#### [Provided records]
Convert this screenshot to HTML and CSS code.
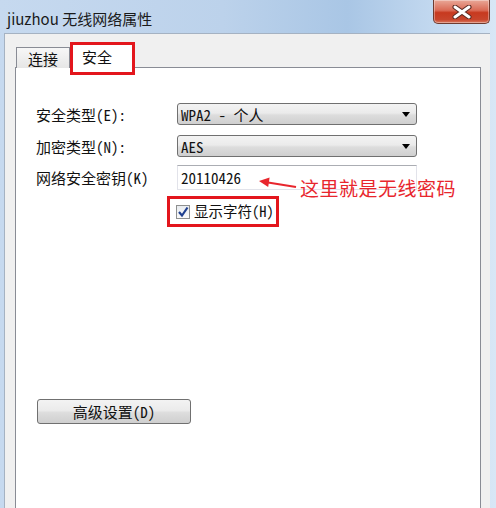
FILE: index.html
```html
<!DOCTYPE html>
<html lang="zh-CN">
<head>
<meta charset="utf-8">
<title>jiuzhou 无线网络属性</title>
<link rel="stylesheet" href="styles.css">
</head>
<body>
<div class="window">
  <div class="titlebar">
    <span class="title">jiuzhou 无线网络属性</span>
    <div class="close">
      <svg width="20" height="14" viewBox="0 0 20 14">
        <path d="M3 2 L17 12 M17 2 L3 12" stroke="#5a2a22" stroke-width="5" stroke-linecap="round"/>
        <path d="M3 2 L17 12 M17 2 L3 12" stroke="#ffffff" stroke-width="3" stroke-linecap="round"/>
      </svg>
    </div>
  </div>
  <div class="client">
    <div class="tabs">
      <div class="tab">连接</div>
      <div class="tab active">安全</div>
    </div>
    <div class="panel">
      <div class="row">
        <span class="lbl">安全类型(E):</span>
        <div class="combo"><span>WPA2 - 个人</span><i class="arrow"></i></div>
      </div>
      <div class="row">
        <span class="lbl">加密类型(N):</span>
        <div class="combo"><span>AES</span><i class="arrow"></i></div>
      </div>
      <div class="row row-key">
        <span class="lbl">网络安全密钥(K)</span>
        <div class="textbox">20110426</div>
      </div>
      <div class="show">
        <span class="check">
          <svg width="12" height="12" viewBox="0 0 12 12">
            <path d="M2 6 L5 9.5 L10.5 1.5" fill="none" stroke="#1f3f8f" stroke-width="2.2"/>
          </svg>
        </span>
        <span class="show-text">显示字符(H)</span>
      </div>
      <div class="btn">高级设置(D)</div>

      <svg class="ann-arrow" width="40" height="14" viewBox="0 0 40 14">
        <polygon points="1,5 11.6,1.6 10.2,11" fill="#e8262d"/>
        <line x1="10" y1="6.5" x2="38" y2="11" stroke="#e8262d" stroke-width="2"/>
      </svg>
      <div class="ann-text">这里就是无线密码</div>
    </div>
  </div>
</div>
</body>
</html>
```
FILE: styles.css
```css
html, body {
  margin: 0;
  padding: 0;
}
body {
  width: 496px;
  height: 508px;
  overflow: hidden;
  background: #c3d7ee;
}
.window {
  width: 496px;
  height: 508px;
  display: flex;
  flex-direction: column;
  background: linear-gradient(90deg, #c6d9ef 0%, #bcd2eb 45%, #a9c6e5 70%, #c9ddf2 92%, #d8e7f6 100%);
}
.titlebar {
  height: 33px;
  flex: none;
  display: flex;
  align-items: flex-start;
  padding-left: 7px;
  padding-right: 6px;
}
.title {
  font-family: "Noto Sans CJK SC", sans-serif;
  font-size: 15px;
  line-height: 20px;
  margin-top: 9px;
  color: #1a1a1a;
}
.close {
  margin-left: auto;
  width: 55px;
  height: 23px;
  border: 1px solid #6e3b30;
  border-top: none;
  border-radius: 0 0 5px 5px;
  background: linear-gradient(180deg, #e9a898 0%, #da6a55 45%, #c7391f 55%, #c8452c 85%, #d9785f 100%);
  display: flex;
  align-items: center;
  justify-content: center;
  box-shadow: inset 0 0 0 1px rgba(255,255,255,0.35);
}
.client {
  flex: 1;
  margin: 0 6px 0 4px;
  background: #f0f0f0;
  border-left: 1px solid #a5b2c2;
  border-top: 1px solid #a5b2c2;
  padding: 10px 9px 0 10px;
  display: flex;
  flex-direction: column;
  position: relative;
}
.tabs {
  height: 24px;
  display: flex;
  align-items: flex-end;
  margin-bottom: -1px;
  position: relative;
  z-index: 1;
  font-family: "Noto Sans Mono CJK SC", "Noto Sans CJK SC", sans-serif;
  font-size: 15px;
}
.tab {
  box-sizing: border-box;
  height: 21px;
  width: 54px;
  margin-left: 1px;
  border: 1px solid #898c95;
  border-bottom: none;
  background: linear-gradient(180deg, #f7f7f7, #e6e6e6);
  display: flex;
  align-items: center;
  justify-content: center;
  color: #111;
  line-height: 1;
}
.tab.active {
  height: 24px;
  width: 61px;
  margin-left: 2px;
  background: #ffffff;
  position: relative;
  justify-content: flex-start;
  padding-left: 9px;
  padding-bottom: 1px;
}
.tab.active::after {
  content: "";
  position: absolute;
  left: -3px;
  right: -3px;
  top: -3px;
  bottom: -7px;
  border: 3px solid #e3161c;
}
.panel {
  flex: 1;
  background: #ffffff;
  border: 1px solid #898c95;
  border-bottom: none;
  padding: 35px 0 0 20px;
  position: relative;
  font-family: "Noto Sans Mono CJK SC", "Noto Sans CJK SC", sans-serif;
  font-size: 15px;
  color: #111;
}
.row {
  display: flex;
  align-items: center;
  height: 22px;
  margin-bottom: 10px;
}
.row-key {
  height: 25px;
  margin-top: -2px;
  margin-bottom: 0;
}
.lbl {
  width: 141px;
  flex: none;
  white-space: nowrap;
  line-height: 1;
}
.combo {
  box-sizing: border-box;
  width: 240px;
  height: 22px;
  border: 1px solid #707070;
  border-radius: 3px;
  background: linear-gradient(180deg, #f3f3f3 0%, #ebebeb 45%, #dddddd 55%, #cfcfcf 100%);
  display: flex;
  align-items: center;
  padding: 0 6px 0 3px;
  line-height: 1;
}
.arrow {
  margin-left: auto;
  width: 0;
  height: 0;
  border-left: 4px solid transparent;
  border-right: 4px solid transparent;
  border-top: 5px solid #000;
}
.textbox {
  box-sizing: border-box;
  width: 240px;
  height: 25px;
  border: 1px solid #e2e3ea;
  border-top-color: #abadb3;
  background: #fff;
  display: flex;
  align-items: center;
  padding-left: 3px;
  line-height: 1;
}
.show {
  box-sizing: border-box;
  margin: 6px 0 0 131px;
  width: 112px;
  height: 31px;
  border: 3px solid #e3161c;
  display: flex;
  align-items: center;
  padding-left: 6px;
  gap: 4px;
  line-height: 1;
  white-space: nowrap;
}
.show-text {
  font-size: 14.5px;
}
.check {
  box-sizing: border-box;
  flex: none;
  width: 14px;
  height: 14px;
  border: 1px solid #8e8f8f;
  background: linear-gradient(180deg, #e9ecf0, #f9f9f9);
  display: flex;
  align-items: center;
  justify-content: center;
}
.btn {
  box-sizing: border-box;
  margin: 172px 0 0 1px;
  width: 154px;
  height: 25px;
  border: 1px solid #707070;
  border-radius: 3px;
  background: linear-gradient(180deg, #f3f3f3 0%, #ebebeb 45%, #dddddd 55%, #cfcfcf 100%);
  display: flex;
  align-items: center;
  justify-content: center;
  line-height: 1;
}
.ann-arrow {
  position: absolute;
  left: 242px;
  top: 108px;
}
.ann-text {
  position: absolute;
  left: 284px;
  top: 109px;
  font-family: "Noto Sans CJK SC", sans-serif;
  font-size: 19px;
  line-height: 22px;
  letter-spacing: 0.5px;
  color: #e8262d;
  white-space: nowrap;
}
```
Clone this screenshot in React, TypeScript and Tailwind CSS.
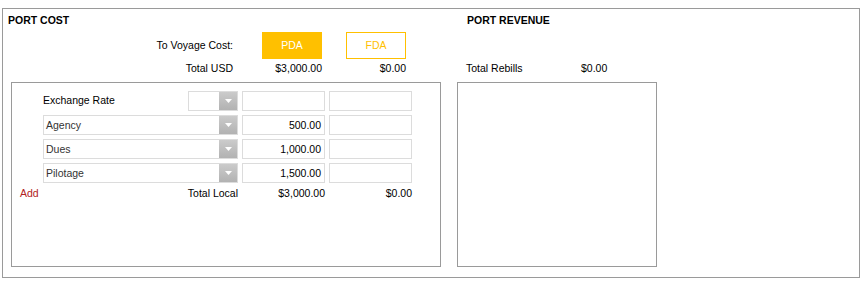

#### [Aim]
Leave out the pictures, and give all the records again exactly.

#### [Result]
Convert this screenshot to HTML and CSS code.
FILE: index.html
```html
<!DOCTYPE html>
<html lang="zh-CN">
<head>
<meta charset="utf-8">
<title>jiuzhou 无线网络属性</title>
<link rel="stylesheet" href="styles.css">
</head>
<body>
<div class="window">
  <div class="titlebar">
    <span class="title">jiuzhou 无线网络属性</span>
    <div class="close">
      <svg width="20" height="14" viewBox="0 0 20 14">
        <path d="M3 2 L17 12 M17 2 L3 12" stroke="#5a2a22" stroke-width="5" stroke-linecap="round"/>
        <path d="M3 2 L17 12 M17 2 L3 12" stroke="#ffffff" stroke-width="3" stroke-linecap="round"/>
      </svg>
    </div>
  </div>
  <div class="client">
    <div class="tabs">
      <div class="tab">连接</div>
      <div class="tab active">安全</div>
    </div>
    <div class="panel">
      <div class="row">
        <span class="lbl">安全类型(E):</span>
        <div class="combo"><span>WPA2 - 个人</span><i class="arrow"></i></div>
      </div>
      <div class="row">
        <span class="lbl">加密类型(N):</span>
        <div class="combo"><span>AES</span><i class="arrow"></i></div>
      </div>
      <div class="row row-key">
        <span class="lbl">网络安全密钥(K)</span>
        <div class="textbox">20110426</div>
      </div>
      <div class="show">
        <span class="check">
          <svg width="12" height="12" viewBox="0 0 12 12">
            <path d="M2 6 L5 9.5 L10.5 1.5" fill="none" stroke="#1f3f8f" stroke-width="2.2"/>
          </svg>
        </span>
        <span class="show-text">显示字符(H)</span>
      </div>
      <div class="btn">高级设置(D)</div>

      <svg class="ann-arrow" width="40" height="14" viewBox="0 0 40 14">
        <polygon points="1,5 11.6,1.6 10.2,11" fill="#e8262d"/>
        <line x1="10" y1="6.5" x2="38" y2="11" stroke="#e8262d" stroke-width="2"/>
      </svg>
      <div class="ann-text">这里就是无线密码</div>
    </div>
  </div>
</div>
</body>
</html>
```
FILE: styles.css
```css
html, body {
  margin: 0;
  padding: 0;
}
body {
  width: 496px;
  height: 508px;
  overflow: hidden;
  background: #c3d7ee;
}
.window {
  width: 496px;
  height: 508px;
  display: flex;
  flex-direction: column;
  background: linear-gradient(90deg, #c6d9ef 0%, #bcd2eb 45%, #a9c6e5 70%, #c9ddf2 92%, #d8e7f6 100%);
}
.titlebar {
  height: 33px;
  flex: none;
  display: flex;
  align-items: flex-start;
  padding-left: 7px;
  padding-right: 6px;
}
.title {
  font-family: "Noto Sans CJK SC", sans-serif;
  font-size: 15px;
  line-height: 20px;
  margin-top: 9px;
  color: #1a1a1a;
}
.close {
  margin-left: auto;
  width: 55px;
  height: 23px;
  border: 1px solid #6e3b30;
  border-top: none;
  border-radius: 0 0 5px 5px;
  background: linear-gradient(180deg, #e9a898 0%, #da6a55 45%, #c7391f 55%, #c8452c 85%, #d9785f 100%);
  display: flex;
  align-items: center;
  justify-content: center;
  box-shadow: inset 0 0 0 1px rgba(255,255,255,0.35);
}
.client {
  flex: 1;
  margin: 0 6px 0 4px;
  background: #f0f0f0;
  border-left: 1px solid #a5b2c2;
  border-top: 1px solid #a5b2c2;
  padding: 10px 9px 0 10px;
  display: flex;
  flex-direction: column;
  position: relative;
}
.tabs {
  height: 24px;
  display: flex;
  align-items: flex-end;
  margin-bottom: -1px;
  position: relative;
  z-index: 1;
  font-family: "Noto Sans Mono CJK SC", "Noto Sans CJK SC", sans-serif;
  font-size: 15px;
}
.tab {
  box-sizing: border-box;
  height: 21px;
  width: 54px;
  margin-left: 1px;
  border: 1px solid #898c95;
  border-bottom: none;
  background: linear-gradient(180deg, #f7f7f7, #e6e6e6);
  display: flex;
  align-items: center;
  justify-content: center;
  color: #111;
  line-height: 1;
}
.tab.active {
  height: 24px;
  width: 61px;
  margin-left: 2px;
  background: #ffffff;
  position: relative;
  justify-content: flex-start;
  padding-left: 9px;
  padding-bottom: 1px;
}
.tab.active::after {
  content: "";
  position: absolute;
  left: -3px;
  right: -3px;
  top: -3px;
  bottom: -7px;
  border: 3px solid #e3161c;
}
.panel {
  flex: 1;
  background: #ffffff;
  border: 1px solid #898c95;
  border-bottom: none;
  padding: 35px 0 0 20px;
  position: relative;
  font-family: "Noto Sans Mono CJK SC", "Noto Sans CJK SC", sans-serif;
  font-size: 15px;
  color: #111;
}
.row {
  display: flex;
  align-items: center;
  height: 22px;
  margin-bottom: 10px;
}
.row-key {
  height: 25px;
  margin-top: -2px;
  margin-bottom: 0;
}
.lbl {
  width: 141px;
  flex: none;
  white-space: nowrap;
  line-height: 1;
}
.combo {
  box-sizing: border-box;
  width: 240px;
  height: 22px;
  border: 1px solid #707070;
  border-radius: 3px;
  background: linear-gradient(180deg, #f3f3f3 0%, #ebebeb 45%, #dddddd 55%, #cfcfcf 100%);
  display: flex;
  align-items: center;
  padding: 0 6px 0 3px;
  line-height: 1;
}
.arrow {
  margin-left: auto;
  width: 0;
  height: 0;
  border-left: 4px solid transparent;
  border-right: 4px solid transparent;
  border-top: 5px solid #000;
}
.textbox {
  box-sizing: border-box;
  width: 240px;
  height: 25px;
  border: 1px solid #e2e3ea;
  border-top-color: #abadb3;
  background: #fff;
  display: flex;
  align-items: center;
  padding-left: 3px;
  line-height: 1;
}
.show {
  box-sizing: border-box;
  margin: 6px 0 0 131px;
  width: 112px;
  height: 31px;
  border: 3px solid #e3161c;
  display: flex;
  align-items: center;
  padding-left: 6px;
  gap: 4px;
  line-height: 1;
  white-space: nowrap;
}
.show-text {
  font-size: 14.5px;
}
.check {
  box-sizing: border-box;
  flex: none;
  width: 14px;
  height: 14px;
  border: 1px solid #8e8f8f;
  background: linear-gradient(180deg, #e9ecf0, #f9f9f9);
  display: flex;
  align-items: center;
  justify-content: center;
}
.btn {
  box-sizing: border-box;
  margin: 172px 0 0 1px;
  width: 154px;
  height: 25px;
  border: 1px solid #707070;
  border-radius: 3px;
  background: linear-gradient(180deg, #f3f3f3 0%, #ebebeb 45%, #dddddd 55%, #cfcfcf 100%);
  display: flex;
  align-items: center;
  justify-content: center;
  line-height: 1;
}
.ann-arrow {
  position: absolute;
  left: 242px;
  top: 108px;
}
.ann-text {
  position: absolute;
  left: 284px;
  top: 109px;
  font-family: "Noto Sans CJK SC", sans-serif;
  font-size: 19px;
  line-height: 22px;
  letter-spacing: 0.5px;
  color: #e8262d;
  white-space: nowrap;
}
```
Clone this screenshot in React, TypeScript and Tailwind CSS.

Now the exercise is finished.